1- give a public API to get access to the condition attributes.
2- provide featureful restarts.

http://clisp.sourceforge.net/impnotes/encoding.html#make-encoding

CL-USER> (with-open-file (text "/tmp/test.data" 
                           :external-format (ext:make-encoding
                                               :charset charset:utf-8 
                                               :input-error-action :error))
           (read-line text) (read-line text))

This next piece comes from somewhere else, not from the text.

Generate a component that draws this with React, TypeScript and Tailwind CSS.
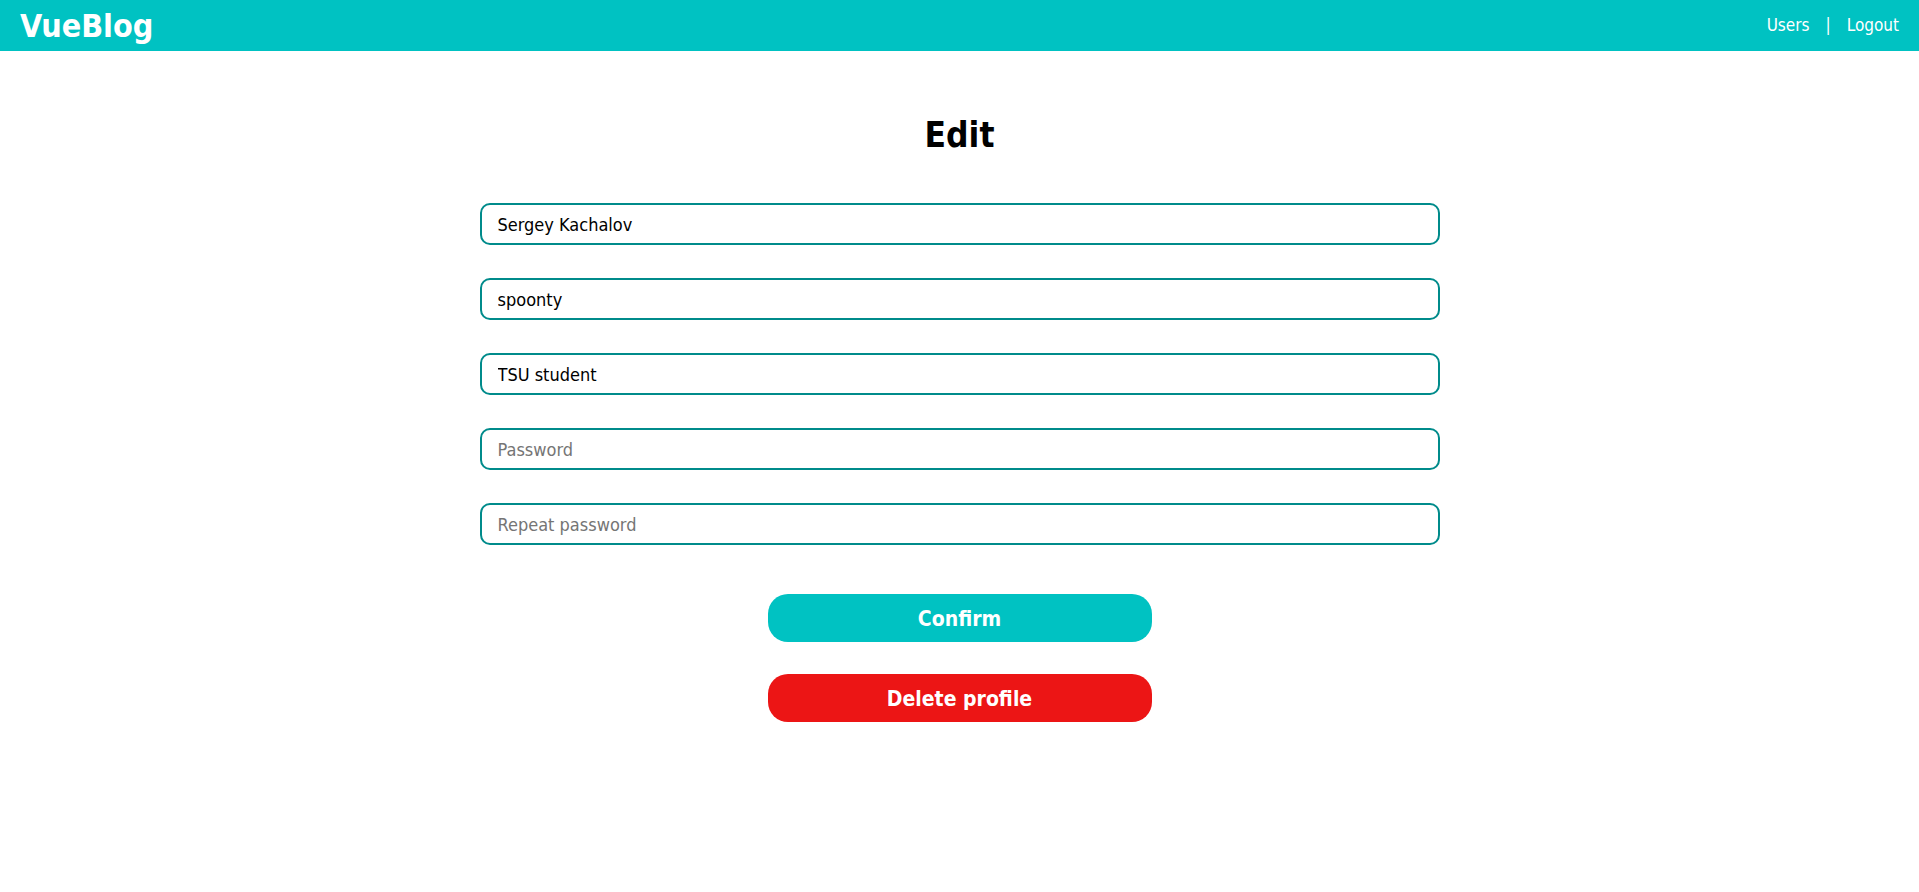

*** - READ-LINE: Invalid byte sequence #xE9 #x74 #xE9 in CHARSET:UTF-8 conversion
The following restarts are available:
RETRY          :R1      Retry SLIME REPL evaluation request.
PROCESS-INPUT  :R2      Continue reading input.
ABORT          :R3      Return to SLIME's top level.
CLOSE-CONNECTION :R4    Close SLIME connection.
ABORT          :R5      Abort main loop
C/Break 1 USER[8]> :i

#<EXT:SIMPLE-CHARSET-TYPE-ERROR #x000334353628>:  standard object
 type: EXT:SIMPLE-CHARSET-TYPE-ERROR
0 [$DATUM]:  #<ARRAY (UNSIGNED-BYTE 8) (3) #x0003343535C8>
1 [$EXPECTED-TYPE]:  #<ENCODING CHARSET:UTF-8 :UNIX>
2 [$FORMAT-CONTROL]:  
"~S: Invalid byte sequence #x~A~A #x~A~A #x~A~A in ~S conversion
"
3 [$FORMAT-ARGUMENTS]:  (READ-LINE #\E #\9 #\7 #\4 #\E #\9 CHARSET:UTF-8)
INSPECT-- type :h for help; :q to return to the REPL ---> 

-- 
__Pascal Bourguignon__                     http://www.informatimago.com/
A bad day in () is better than a good day in {}.